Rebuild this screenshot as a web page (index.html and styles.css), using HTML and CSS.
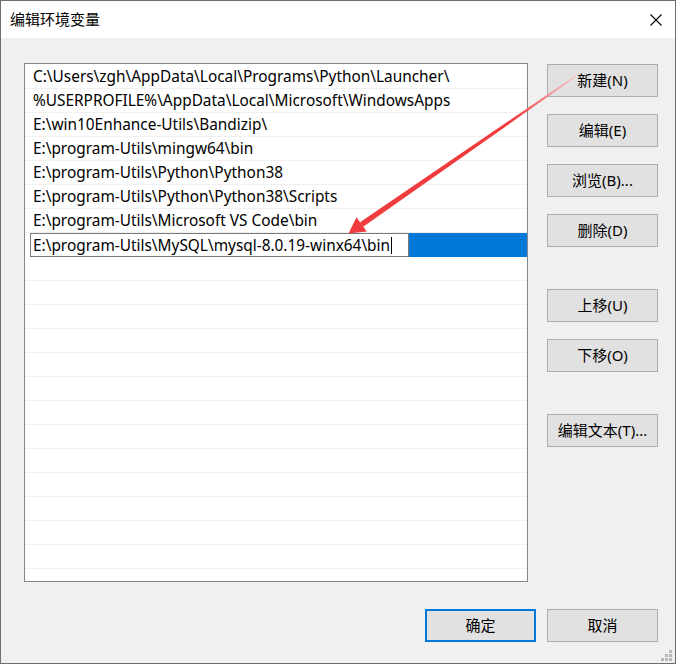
FILE: index.html
```html
<!DOCTYPE html>
<html lang="zh-CN">
<head>
<meta charset="utf-8">
<title>编辑环境变量</title>
<link rel="stylesheet" href="styles.css">
</head>
<body>
<div class="window">
  <div class="titlebar">
    <span class="title">编辑环境变量</span>
    <svg class="close" width="12" height="12" viewBox="0 0 12 12"><path d="M0.5 0.5 L11.5 11.5 M11.5 0.5 L0.5 11.5" stroke="#000" stroke-width="1.1" fill="none"/></svg>
  </div>
  <div class="content">
    <div class="main">
      <div class="list">
        <div class="row">C:\Users\zgh\AppData\Local\Programs\Python\Launcher\</div>
        <div class="row">%USERPROFILE%\AppData\Local\Microsoft\WindowsApps</div>
        <div class="row">E:\win10Enhance-Utils\Bandizip\</div>
        <div class="row">E:\program-Utils\mingw64\bin</div>
        <div class="row">E:\program-Utils\Python\Python38</div>
        <div class="row">E:\program-Utils\Python\Python38\Scripts</div>
        <div class="row">E:\program-Utils\Microsoft VS Code\bin</div>
        <div class="row selected">
          <div class="edit">E:\program-Utils\MySQL\mysql-8.0.19-winx64\bin<span class="caret"></span></div>
          <div class="highlight"></div>
        </div>
      </div>
      <div class="buttons">
        <button class="btn">新建(N)</button>
        <button class="btn">编辑(E)</button>
        <button class="btn">浏览(B)...</button>
        <button class="btn">删除(D)</button>
        <button class="btn group">上移(U)</button>
        <button class="btn">下移(O)</button>
        <button class="btn group">编辑文本(T)...</button>
      </div>
    </div>
    <div class="footer">
      <button class="btn primary">确定</button>
      <button class="btn">取消</button>
    </div>
  </div>
  <svg class="overlay" width="677" height="664" viewBox="0 0 677 664">
    <defs>
      <linearGradient id="fade" gradientUnits="userSpaceOnUse" x1="576" y1="76" x2="515" y2="118">
        <stop offset="0" stop-color="#f7c9c9"/>
        <stop offset="1" stop-color="#f03c3c"/>
      </linearGradient>
    </defs>
    <polygon points="576.5,76.6 575.5,75.4 360.0,222.2 363.2,226.7" fill="url(#fade)"/>
    <polygon points="348.5,233.5 356.5,217.2 366.8,231.6" fill="#f03c3c"/>
  </svg>
  <svg class="grip" width="12" height="12" viewBox="0 0 12 12">
    <rect x="8" y="0" width="3" height="3" fill="#b8b8b8"/>
    <rect x="4" y="4" width="3" height="3" fill="#b8b8b8"/>
    <rect x="8" y="4" width="3" height="3" fill="#b8b8b8"/>
    <rect x="0" y="8" width="3" height="3" fill="#b8b8b8"/>
    <rect x="4" y="8" width="3" height="3" fill="#b8b8b8"/>
    <rect x="8" y="8" width="3" height="3" fill="#b8b8b8"/>
  </svg>
</div>
</body>
</html>
```

FILE: styles.css
```css
html, body {
  margin: 0;
  padding: 0;
  background: #ffffff;
}

body {
  width: 677px;
  height: 664px;
  overflow: hidden;
  font-family: "Noto Sans", "Noto Sans CJK SC", sans-serif;
  font-size: 15px;
  color: #000;
}

.window {
  position: relative;
  width: 676px;
  height: 664px;
  box-sizing: border-box;
  border: 1px solid #6e6e6e;
  background: #f0f0f0;
  display: flex;
  flex-direction: column;
}

.titlebar {
  height: 37px;
  flex: none;
  background: #fff;
  display: flex;
  align-items: center;
  padding-left: 9px;
}

.title {
  font-family: "Noto Sans CJK SC", sans-serif;
  font-size: 15px;
  line-height: 20px;
  margin-top: -1px;
}

.close {
  margin-left: auto;
  margin-right: 13px;
  display: block;
}

.content {
  flex: 1;
  display: flex;
  flex-direction: column;
  padding: 25px 17px 21px 23px;
}

.main {
  display: flex;
  gap: 19px;
}

.list {
  width: 504px;
  height: 519px;
  box-sizing: border-box;
  border: 1px solid #828790;
  padding-top: 1px;
  overflow: hidden;
  background-color: #fff;
  background-image: repeating-linear-gradient(to bottom, #fff 0, #fff 23px, #f0f0f0 23px, #f0f0f0 24px);
  background-position: 0 1px;
  background-repeat: repeat-y;
  font-size: 15.4px;
}

.row {
  height: 24px;
  box-sizing: border-box;
  border-bottom: 1px solid #f0f0f0;
  background: #fff;
  padding-left: 8px;
  line-height: 24px;
  white-space: nowrap;
}

.row.selected {
  border-bottom: none;
  padding-left: 5px;
  display: flex;
}

.edit {
  width: 379px;
  flex: none;
  height: 24px;
  box-sizing: border-box;
  border: 1px solid #7a7a7a;
  background: #fff;
  padding-left: 2px;
  line-height: 23px;
  white-space: nowrap;
  overflow: hidden;
}

.highlight {
  flex: 1;
  height: 24px;
  background: #0078d7;
}

.caret {
  display: inline-block;
  width: 1px;
  height: 17px;
  background: #000;
  vertical-align: -3px;
  margin-left: 1px;
}

.buttons {
  display: flex;
  flex-direction: column;
  gap: 17px;
  padding-top: 1px;
}

.btn {
  width: 111px;
  height: 33px;
  box-sizing: border-box;
  border: 1px solid #adadad;
  background: #e1e1e1;
  font-family: "Noto Sans", "Noto Sans CJK SC", sans-serif;
  font-size: 15px;
  color: #000;
  padding: 0 0 3px 0;
  margin: 0;
}

.btn.group {
  margin-top: 25px;
}

.btn.primary {
  border: 2px solid #0078d7;
}

.footer {
  margin-top: auto;
  display: flex;
  justify-content: flex-end;
  gap: 11px;
}

.overlay {
  position: absolute;
  left: -1px;
  top: -1px;
  pointer-events: none;
}

.grip {
  position: absolute;
  right: 2px;
  bottom: 1px;
}
```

■ ■ ■ ■

What you will do
Return, from the data, each line that has the word "index" in it.

Written solution
Rebuild this screenshot as a web page (index.html and styles.css), using HTML and CSS.
FILE: index.html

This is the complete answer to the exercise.